I am a big fan of Dr. Karl Barth (1886–1968), a Swiss Calvinist theologian and former professor at Basel University but am equally frustrated by his writings. He broke with liberal theology and introduced dialectical theology (also called crisis or neo-orthodox theology) which stressed the paradoxical nature of divine truth. Barth stood up to Nazism and was primarily responsible for writing the Barmen Declaration which he personally mailed to Adolf Hitler. He was forced to resign his professorship at the University of Bonn in 1935 and returned to his native Switzerland where he resided until his death.
My frustration with Barth is his writing style: wordy. His magnum opus, Church Dogmatics, runs over six million words and 9,000 pages of systematic theology. He divided his writings into five volumes (Doctrine of the Word of God, the Doctrine of God, the Doctrine of Creation, the Doctrine of Reconciliation, and the Doctrine of Redemption). The fifth volume was never started, and the fourth volume only partially completed. Barth’s lengthy and repetitive writing style fogs his brilliant theological concepts. I prefer that he gets to the point because his writings limit access to his theology.
I am researching vocation and turned to Barth for his views. In Church Dogmatics: The Doctrine of Creation III.4 (Freedom in Limitation, Chapter XII, Section 56, T&T Clark International, G. W. Bromiley & T. F. Torrance, Editors, 1960, pages 565–647), Barth details his vocation theology. He begins with a section titled, The Unique Opportunity, stating that vocation is related foremost to the calling of God. “For Christian theology the fact that man has a share in the whole of creation of God, in the cosmos and in history, can only be a dependent clause introducing the main sentence, namely, that in this way man is pointed directly to the grace of divine calling, that he is orientated on the covenant which God has made with man, that he is disposed for participation in the salvation history which proceeds from this covenant.”
This opportunity is unique because the eternal God calls finite humans “with the demand for prompt and immediate obedience. … How can we have seen that the limitation of our time is divinely ordained if we do not hear the call to awaken which is always to be heard when God is at work?” The New Testament ethics summons is for humans to grasp “today, at once, this very moment … as the unique opportunity presented to him, man is to become and to be a free man.”

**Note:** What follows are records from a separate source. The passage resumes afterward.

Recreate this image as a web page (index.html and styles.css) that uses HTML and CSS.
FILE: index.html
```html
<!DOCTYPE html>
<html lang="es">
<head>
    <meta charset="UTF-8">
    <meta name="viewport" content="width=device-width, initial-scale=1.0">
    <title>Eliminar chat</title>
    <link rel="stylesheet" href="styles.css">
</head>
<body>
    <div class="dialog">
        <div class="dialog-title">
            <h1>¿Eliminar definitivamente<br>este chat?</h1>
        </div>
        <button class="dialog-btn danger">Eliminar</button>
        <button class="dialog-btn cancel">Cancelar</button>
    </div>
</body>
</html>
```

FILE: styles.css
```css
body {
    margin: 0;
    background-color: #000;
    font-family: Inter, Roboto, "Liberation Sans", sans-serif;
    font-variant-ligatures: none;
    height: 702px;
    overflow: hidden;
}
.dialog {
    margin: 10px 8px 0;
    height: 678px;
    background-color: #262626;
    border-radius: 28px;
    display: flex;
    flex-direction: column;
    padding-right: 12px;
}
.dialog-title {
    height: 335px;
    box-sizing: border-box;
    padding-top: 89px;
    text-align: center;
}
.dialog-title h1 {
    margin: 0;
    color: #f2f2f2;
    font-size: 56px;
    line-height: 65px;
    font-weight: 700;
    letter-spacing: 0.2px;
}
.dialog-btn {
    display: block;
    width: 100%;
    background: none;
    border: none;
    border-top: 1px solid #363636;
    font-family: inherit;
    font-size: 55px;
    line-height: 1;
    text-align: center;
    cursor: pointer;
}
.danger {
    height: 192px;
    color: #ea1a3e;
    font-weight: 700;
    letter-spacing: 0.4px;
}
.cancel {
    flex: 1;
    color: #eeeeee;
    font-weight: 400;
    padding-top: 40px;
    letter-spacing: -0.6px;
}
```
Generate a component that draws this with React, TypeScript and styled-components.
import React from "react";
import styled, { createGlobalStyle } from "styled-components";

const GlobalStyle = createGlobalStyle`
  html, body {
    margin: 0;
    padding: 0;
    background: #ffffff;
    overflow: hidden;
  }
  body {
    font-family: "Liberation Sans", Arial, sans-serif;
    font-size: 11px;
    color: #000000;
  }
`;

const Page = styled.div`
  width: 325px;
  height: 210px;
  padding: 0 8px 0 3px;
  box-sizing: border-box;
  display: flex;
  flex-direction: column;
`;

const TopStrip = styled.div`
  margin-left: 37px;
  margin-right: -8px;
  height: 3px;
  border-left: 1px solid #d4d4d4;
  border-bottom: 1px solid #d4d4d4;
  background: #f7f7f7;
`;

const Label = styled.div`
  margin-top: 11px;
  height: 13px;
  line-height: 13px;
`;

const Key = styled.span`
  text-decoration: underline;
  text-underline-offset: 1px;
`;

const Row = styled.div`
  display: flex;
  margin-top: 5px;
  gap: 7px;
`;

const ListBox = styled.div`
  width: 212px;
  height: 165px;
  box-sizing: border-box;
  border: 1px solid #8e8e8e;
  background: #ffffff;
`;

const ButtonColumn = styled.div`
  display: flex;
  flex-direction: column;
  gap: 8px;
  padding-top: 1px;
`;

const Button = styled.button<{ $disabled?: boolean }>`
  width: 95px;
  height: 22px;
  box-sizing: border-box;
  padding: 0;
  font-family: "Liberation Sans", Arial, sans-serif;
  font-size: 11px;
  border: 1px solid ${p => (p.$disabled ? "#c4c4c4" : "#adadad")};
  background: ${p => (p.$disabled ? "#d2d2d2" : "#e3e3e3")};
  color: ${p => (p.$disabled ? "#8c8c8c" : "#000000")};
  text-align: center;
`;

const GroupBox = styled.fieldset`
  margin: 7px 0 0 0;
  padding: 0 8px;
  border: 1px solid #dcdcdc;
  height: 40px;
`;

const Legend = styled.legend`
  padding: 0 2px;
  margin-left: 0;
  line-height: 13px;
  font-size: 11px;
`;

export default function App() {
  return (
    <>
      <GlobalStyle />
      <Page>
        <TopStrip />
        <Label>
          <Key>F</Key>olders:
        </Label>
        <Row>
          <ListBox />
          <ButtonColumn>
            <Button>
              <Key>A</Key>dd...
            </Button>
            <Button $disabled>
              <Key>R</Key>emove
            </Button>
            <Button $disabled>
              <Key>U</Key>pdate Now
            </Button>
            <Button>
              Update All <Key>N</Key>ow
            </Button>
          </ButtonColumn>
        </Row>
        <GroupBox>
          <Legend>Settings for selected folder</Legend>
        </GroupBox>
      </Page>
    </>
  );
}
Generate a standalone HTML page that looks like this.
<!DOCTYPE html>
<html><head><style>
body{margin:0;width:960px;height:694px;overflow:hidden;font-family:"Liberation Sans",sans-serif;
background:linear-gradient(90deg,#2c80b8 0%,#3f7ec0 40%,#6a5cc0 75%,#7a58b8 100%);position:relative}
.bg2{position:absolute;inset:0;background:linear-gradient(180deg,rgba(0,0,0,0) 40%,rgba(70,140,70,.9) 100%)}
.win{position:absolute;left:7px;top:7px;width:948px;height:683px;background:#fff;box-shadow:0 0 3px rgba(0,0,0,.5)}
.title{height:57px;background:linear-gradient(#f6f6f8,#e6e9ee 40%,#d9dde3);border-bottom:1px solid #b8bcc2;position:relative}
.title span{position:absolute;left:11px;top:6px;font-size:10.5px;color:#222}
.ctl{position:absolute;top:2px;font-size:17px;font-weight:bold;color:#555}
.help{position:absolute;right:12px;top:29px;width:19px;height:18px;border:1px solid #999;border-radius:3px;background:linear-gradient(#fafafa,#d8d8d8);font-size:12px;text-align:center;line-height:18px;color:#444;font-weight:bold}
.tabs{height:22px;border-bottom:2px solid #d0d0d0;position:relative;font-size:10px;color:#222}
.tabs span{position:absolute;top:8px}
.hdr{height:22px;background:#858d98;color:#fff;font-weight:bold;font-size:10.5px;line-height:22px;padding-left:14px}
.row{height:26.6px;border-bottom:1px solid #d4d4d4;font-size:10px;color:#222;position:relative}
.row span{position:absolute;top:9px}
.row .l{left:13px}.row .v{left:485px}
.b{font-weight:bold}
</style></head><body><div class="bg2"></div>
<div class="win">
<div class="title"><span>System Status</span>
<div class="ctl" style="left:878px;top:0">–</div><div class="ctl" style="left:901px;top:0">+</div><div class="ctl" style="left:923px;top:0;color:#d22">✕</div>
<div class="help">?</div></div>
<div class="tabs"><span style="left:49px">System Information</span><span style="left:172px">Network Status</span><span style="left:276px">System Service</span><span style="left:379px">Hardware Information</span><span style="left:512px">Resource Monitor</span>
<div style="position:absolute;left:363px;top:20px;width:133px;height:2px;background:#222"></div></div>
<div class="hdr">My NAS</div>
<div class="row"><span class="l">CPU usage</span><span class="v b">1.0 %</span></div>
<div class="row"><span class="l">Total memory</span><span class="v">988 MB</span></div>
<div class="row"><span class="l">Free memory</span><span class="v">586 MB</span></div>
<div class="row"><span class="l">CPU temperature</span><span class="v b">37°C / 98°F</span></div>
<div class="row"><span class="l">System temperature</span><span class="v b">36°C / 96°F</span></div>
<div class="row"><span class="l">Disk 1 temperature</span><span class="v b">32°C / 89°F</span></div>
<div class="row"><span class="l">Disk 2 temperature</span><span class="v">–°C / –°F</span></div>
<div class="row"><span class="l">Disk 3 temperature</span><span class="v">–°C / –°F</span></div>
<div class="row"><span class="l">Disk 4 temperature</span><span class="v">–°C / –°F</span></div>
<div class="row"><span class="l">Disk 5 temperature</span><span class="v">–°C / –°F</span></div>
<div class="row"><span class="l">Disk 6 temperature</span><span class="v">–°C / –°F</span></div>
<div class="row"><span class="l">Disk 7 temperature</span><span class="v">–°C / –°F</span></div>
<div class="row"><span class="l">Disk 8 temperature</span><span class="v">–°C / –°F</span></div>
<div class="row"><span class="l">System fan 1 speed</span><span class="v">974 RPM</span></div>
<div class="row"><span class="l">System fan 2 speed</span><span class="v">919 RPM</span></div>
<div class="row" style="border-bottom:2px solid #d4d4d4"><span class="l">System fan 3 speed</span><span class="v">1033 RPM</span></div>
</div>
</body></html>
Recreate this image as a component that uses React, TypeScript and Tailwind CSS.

Most people in our modern society define vocation as work or occupation. Barth harkens back to the original definition of vocation as the calling of God. “The command of God is what claims man, not his work, or his lovable or unlovable fellows, or history, or the cosmos.” This claim is “within the limits of his time and with the demand that he should satisfy it within these limits.”
Barth makes a clear distinction “between calling in the sense of vocation and calling as the divine summons.” The divine summons “is the imperative revelation and making known of the special, electing, differentiating will of God in His Word and command as given to man.” He defines vocation as “the essence of this earlier form, [prior to accepting the calling] the old thing which man already is, which he has behind him, or rather which he brings with him, as the new comes to him. His vocation, too, is wholly from God, but from God in the sense that as his Creator God has constituted him thus, and as his Lord He has thus preserved, accompanied, guided and ruled him.” Vocation is the earliest time when an individual recognizes God’s call and command.
Barth confirms that vocation is larger than simply a call to work. Man “will always live in widely different spheres if he receives the divine calling and is obedient to it. … The place of his responsibility, i.e., his vocation, is for every man a special one, just as the divine calling is for every man a special calling.”
Barth stresses vocation as a responsibility. The called are responsible to the commands of God, the caller. “He is always at one point in his life-process which even at its end is still a ‘becoming’ even though at its very beginning it is already a ‘perishing.’ It is here and in this way that the calling and therefore the command of God meet him, whether he notices the fact or not. This is the place of his responsibility. … To reflect on obedience to the command of God is to understand and prepare oneself now, at this moment, in obedience to the same command as it is to be heard now, for transition to the next moment. Now!”